Geely Auto, a Chinese automotive giant, intends to take its luxury electric vehicle brand, Zeekr, private just one year after it went public on the New York Stock Exchange, as revealed in recent filings. This decision comes amid heightened scrutiny from the U.S. Government, which under the Trump administration has contemplated removing Chinese firms from American stock markets as part of a wider trade dispute that has seen escalating tariffs between the two nations.

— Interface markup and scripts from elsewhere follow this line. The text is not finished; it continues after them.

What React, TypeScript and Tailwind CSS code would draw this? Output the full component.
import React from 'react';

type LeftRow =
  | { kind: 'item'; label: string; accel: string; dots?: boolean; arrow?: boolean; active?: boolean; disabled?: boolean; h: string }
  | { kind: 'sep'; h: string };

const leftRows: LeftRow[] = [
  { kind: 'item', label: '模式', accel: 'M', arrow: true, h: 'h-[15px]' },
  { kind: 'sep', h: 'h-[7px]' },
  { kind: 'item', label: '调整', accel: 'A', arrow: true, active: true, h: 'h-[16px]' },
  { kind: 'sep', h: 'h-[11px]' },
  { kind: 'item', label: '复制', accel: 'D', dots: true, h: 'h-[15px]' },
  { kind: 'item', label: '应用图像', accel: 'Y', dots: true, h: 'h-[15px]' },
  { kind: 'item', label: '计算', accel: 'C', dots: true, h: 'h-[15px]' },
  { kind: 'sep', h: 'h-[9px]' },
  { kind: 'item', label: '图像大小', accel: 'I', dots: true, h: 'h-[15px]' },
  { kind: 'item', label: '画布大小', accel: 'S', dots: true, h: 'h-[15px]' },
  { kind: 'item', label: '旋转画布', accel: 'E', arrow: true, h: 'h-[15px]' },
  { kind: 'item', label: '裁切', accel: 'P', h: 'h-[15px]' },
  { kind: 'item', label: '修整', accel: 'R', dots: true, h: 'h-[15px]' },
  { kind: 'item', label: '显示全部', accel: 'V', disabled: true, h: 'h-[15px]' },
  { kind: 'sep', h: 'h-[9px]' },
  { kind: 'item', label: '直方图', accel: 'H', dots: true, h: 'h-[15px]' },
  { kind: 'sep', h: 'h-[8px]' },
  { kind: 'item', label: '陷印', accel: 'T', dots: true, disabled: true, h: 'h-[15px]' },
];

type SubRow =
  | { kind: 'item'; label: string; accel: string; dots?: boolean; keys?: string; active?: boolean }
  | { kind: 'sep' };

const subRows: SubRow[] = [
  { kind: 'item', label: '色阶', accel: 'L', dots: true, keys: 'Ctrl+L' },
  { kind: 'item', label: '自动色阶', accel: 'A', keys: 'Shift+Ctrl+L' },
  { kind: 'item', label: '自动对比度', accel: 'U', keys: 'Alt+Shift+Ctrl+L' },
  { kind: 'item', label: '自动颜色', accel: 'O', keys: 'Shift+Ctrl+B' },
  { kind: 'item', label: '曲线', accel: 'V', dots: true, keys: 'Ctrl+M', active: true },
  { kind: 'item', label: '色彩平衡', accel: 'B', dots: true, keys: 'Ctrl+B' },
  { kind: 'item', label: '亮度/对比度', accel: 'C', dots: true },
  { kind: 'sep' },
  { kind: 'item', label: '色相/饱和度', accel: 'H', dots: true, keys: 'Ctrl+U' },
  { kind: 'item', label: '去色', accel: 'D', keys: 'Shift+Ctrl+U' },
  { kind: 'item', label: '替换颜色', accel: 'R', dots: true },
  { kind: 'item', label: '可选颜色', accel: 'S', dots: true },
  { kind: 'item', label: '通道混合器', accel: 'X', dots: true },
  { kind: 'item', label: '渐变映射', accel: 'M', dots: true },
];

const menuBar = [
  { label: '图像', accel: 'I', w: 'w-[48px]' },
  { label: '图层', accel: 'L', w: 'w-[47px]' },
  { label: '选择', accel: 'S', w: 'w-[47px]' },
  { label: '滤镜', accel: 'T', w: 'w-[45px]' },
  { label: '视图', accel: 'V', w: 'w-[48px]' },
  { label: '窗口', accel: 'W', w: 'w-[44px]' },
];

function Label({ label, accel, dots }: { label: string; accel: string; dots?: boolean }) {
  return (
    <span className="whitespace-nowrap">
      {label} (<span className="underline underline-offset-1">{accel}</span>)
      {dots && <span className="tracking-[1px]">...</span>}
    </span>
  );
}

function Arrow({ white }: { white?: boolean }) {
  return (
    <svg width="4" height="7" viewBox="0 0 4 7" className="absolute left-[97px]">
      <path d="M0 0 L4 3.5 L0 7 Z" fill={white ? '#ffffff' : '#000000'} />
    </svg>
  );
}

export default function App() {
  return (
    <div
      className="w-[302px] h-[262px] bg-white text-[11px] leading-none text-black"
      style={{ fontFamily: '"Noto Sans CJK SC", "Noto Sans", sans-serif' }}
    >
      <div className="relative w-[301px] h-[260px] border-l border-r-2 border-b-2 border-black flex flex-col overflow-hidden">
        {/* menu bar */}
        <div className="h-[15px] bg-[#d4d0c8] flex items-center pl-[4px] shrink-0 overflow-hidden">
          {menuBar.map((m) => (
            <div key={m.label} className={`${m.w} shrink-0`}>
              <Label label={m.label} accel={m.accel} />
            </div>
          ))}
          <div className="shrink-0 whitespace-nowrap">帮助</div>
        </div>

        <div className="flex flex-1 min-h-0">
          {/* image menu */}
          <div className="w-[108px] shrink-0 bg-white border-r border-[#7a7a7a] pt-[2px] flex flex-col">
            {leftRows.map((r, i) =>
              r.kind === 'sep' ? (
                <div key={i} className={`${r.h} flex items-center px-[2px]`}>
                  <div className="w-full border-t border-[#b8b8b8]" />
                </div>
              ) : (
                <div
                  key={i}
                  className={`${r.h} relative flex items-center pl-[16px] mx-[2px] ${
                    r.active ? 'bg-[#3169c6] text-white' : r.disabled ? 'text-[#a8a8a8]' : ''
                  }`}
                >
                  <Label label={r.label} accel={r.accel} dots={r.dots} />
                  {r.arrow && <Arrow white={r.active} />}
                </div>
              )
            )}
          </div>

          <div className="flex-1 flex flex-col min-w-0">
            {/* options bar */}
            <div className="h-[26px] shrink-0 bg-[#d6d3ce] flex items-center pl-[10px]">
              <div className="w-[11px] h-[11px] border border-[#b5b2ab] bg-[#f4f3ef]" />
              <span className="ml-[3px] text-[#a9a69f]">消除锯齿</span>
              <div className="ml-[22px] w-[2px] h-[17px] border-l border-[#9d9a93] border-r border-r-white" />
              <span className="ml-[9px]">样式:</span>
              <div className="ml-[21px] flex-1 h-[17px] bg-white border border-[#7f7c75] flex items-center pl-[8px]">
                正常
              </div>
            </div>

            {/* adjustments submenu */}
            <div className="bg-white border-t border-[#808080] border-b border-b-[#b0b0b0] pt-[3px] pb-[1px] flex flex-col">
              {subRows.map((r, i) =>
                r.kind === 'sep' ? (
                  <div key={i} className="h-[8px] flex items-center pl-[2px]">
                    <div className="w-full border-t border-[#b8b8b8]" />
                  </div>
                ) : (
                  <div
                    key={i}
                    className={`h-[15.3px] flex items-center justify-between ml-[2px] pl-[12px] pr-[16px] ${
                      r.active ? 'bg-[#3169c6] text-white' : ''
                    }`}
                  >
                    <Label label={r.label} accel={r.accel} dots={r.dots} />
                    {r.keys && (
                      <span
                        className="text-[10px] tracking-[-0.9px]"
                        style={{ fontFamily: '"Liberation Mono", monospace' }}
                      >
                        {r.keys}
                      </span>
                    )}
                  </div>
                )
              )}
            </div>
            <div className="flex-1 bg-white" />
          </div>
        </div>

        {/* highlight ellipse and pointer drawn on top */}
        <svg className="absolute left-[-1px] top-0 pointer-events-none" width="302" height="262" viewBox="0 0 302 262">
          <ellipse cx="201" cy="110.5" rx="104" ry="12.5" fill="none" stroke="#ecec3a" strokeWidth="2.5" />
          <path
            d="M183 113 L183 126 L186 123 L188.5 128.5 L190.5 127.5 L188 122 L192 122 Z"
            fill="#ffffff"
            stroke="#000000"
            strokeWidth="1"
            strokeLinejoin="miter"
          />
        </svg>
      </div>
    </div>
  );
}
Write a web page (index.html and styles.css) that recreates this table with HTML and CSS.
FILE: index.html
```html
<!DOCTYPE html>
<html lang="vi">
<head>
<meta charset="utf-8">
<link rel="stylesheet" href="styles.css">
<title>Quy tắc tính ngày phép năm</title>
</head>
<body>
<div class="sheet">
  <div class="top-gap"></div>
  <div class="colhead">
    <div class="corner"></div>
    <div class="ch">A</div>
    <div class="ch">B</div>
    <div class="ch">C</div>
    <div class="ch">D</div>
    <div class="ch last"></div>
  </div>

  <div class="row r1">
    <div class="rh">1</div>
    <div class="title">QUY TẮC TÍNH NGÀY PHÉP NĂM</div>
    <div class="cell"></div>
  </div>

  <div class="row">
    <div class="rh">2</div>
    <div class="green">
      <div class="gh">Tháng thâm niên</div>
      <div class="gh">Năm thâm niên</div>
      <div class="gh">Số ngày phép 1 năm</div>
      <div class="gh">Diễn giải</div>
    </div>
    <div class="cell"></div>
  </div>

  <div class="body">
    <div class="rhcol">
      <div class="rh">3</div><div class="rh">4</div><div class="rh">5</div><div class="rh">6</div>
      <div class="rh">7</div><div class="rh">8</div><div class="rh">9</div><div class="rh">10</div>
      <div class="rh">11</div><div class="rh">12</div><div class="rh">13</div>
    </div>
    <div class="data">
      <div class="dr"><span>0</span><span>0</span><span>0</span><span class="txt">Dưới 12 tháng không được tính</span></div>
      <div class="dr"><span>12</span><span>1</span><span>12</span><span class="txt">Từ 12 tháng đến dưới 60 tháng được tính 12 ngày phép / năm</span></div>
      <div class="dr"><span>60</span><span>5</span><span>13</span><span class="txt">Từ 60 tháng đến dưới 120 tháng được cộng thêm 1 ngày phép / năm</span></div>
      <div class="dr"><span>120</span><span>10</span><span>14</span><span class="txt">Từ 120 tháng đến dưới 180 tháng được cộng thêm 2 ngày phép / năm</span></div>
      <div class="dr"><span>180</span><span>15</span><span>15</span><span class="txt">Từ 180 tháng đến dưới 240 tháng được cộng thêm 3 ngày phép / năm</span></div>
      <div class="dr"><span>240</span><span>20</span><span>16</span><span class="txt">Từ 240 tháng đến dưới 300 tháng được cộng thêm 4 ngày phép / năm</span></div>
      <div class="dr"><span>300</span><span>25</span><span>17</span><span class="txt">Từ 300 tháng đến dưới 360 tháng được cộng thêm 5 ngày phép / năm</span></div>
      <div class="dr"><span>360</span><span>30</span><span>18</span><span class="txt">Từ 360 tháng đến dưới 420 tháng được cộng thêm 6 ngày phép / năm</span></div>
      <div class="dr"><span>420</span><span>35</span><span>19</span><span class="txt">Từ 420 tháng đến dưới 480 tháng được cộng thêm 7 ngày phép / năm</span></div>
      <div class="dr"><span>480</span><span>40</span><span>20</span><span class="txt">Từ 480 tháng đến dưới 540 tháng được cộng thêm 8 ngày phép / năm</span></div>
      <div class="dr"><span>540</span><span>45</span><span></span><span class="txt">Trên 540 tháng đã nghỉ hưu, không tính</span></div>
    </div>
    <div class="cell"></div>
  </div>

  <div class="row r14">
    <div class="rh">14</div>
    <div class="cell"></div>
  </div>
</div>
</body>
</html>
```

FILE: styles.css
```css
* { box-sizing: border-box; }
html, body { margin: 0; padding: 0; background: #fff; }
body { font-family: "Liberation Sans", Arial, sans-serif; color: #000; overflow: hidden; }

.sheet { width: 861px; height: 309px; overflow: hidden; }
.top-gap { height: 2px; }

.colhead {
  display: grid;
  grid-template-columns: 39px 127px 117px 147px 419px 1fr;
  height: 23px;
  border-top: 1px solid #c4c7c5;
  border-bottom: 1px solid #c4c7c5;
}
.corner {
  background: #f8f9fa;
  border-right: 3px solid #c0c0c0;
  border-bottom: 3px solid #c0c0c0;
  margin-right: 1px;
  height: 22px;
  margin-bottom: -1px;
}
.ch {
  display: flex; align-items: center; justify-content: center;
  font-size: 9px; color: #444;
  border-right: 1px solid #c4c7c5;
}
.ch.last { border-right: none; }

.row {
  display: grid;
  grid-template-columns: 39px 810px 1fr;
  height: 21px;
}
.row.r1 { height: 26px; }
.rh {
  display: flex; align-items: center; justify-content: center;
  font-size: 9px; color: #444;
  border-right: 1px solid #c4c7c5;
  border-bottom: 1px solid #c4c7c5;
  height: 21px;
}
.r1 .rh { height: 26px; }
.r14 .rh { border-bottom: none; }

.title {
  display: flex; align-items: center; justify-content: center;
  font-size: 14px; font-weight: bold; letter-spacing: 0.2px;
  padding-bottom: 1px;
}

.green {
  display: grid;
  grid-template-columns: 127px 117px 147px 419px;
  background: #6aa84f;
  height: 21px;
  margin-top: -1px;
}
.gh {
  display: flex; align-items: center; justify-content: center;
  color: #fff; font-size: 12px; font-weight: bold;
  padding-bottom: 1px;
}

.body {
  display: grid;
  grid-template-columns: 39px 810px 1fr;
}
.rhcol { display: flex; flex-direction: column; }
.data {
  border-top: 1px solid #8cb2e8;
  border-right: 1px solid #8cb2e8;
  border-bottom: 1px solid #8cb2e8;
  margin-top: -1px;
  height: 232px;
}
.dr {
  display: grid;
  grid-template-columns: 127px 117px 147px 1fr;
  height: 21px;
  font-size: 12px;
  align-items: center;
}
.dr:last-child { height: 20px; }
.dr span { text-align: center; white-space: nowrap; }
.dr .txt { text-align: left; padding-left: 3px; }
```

On Tuesday, Geely proposed a buyout of Zeekr at $25.66 per American Depository Receipt (ADS)—approximately $2.566 per ordinary share—reflecting a 14% premium over the company’s closing price the day prior, valuing Zeekr at around $6.5 billion. ADS holders are also given the option of receiving 12.3 shares of newly issued Geely stock for each ADS they possess.

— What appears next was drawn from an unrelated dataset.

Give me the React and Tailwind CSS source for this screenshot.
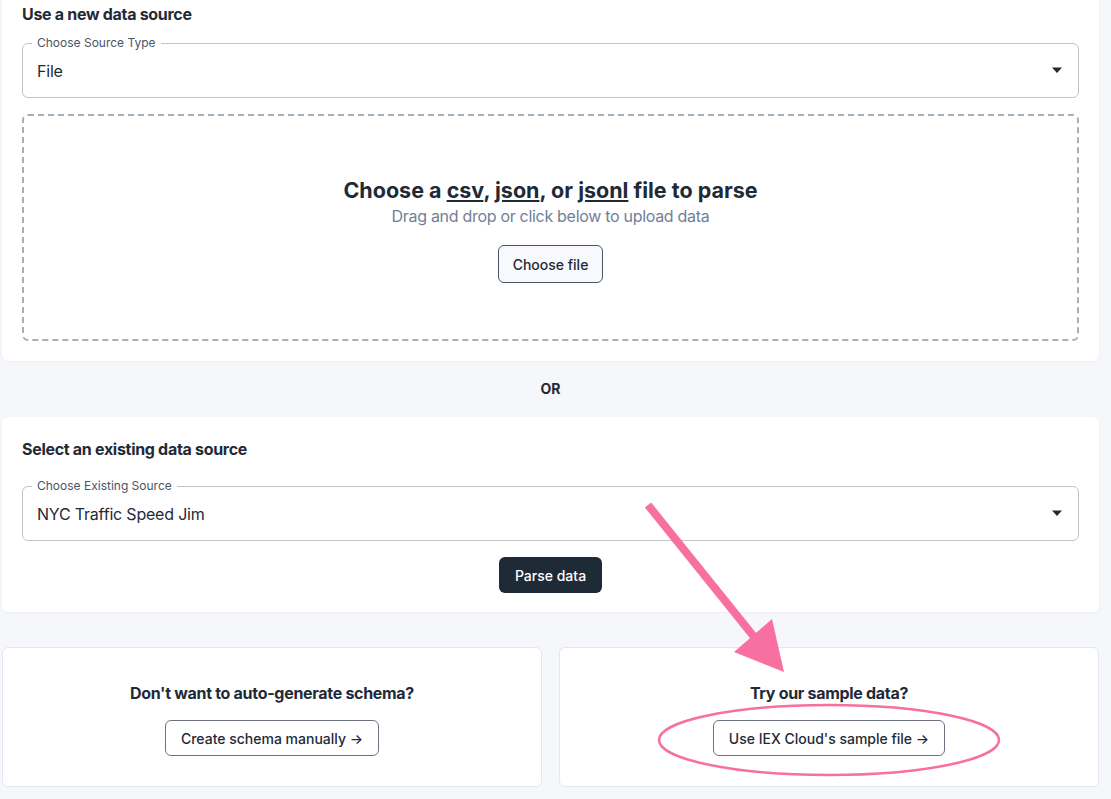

By privatising Zeekr, Geely aims to avoid potential geopolitical tensions while solidifying its control; the company already holds a 65.7% stake in Zeekr through its founder, Li Shufu. The cost for Geely to acquire the remaining shares is estimated at about $2.2 billion. This strategic move would allow Geely to shield Zeekr from the challenges faced by electric vehicle start-ups in a highly competitive market while securing its investment.
Although Zeekr has not yet disclosed its financial performance for the first quarter, it reported total vehicle deliveries of 125,250 across its brands, Zeekr and Lynk & Co, over the first four months of 2025. Additionally, Zeekr is collaborating with autonomous driving company Waymo to develop a dedicated robotaxi for widespread use in the United States. The implications of Geely’s decision to take Zeekr private for this partnership remain unconfirmed, though Waymo has recently revealed plans to integrate its self-driving technology into Zeekr vehicles at an upcoming facility in Arizona.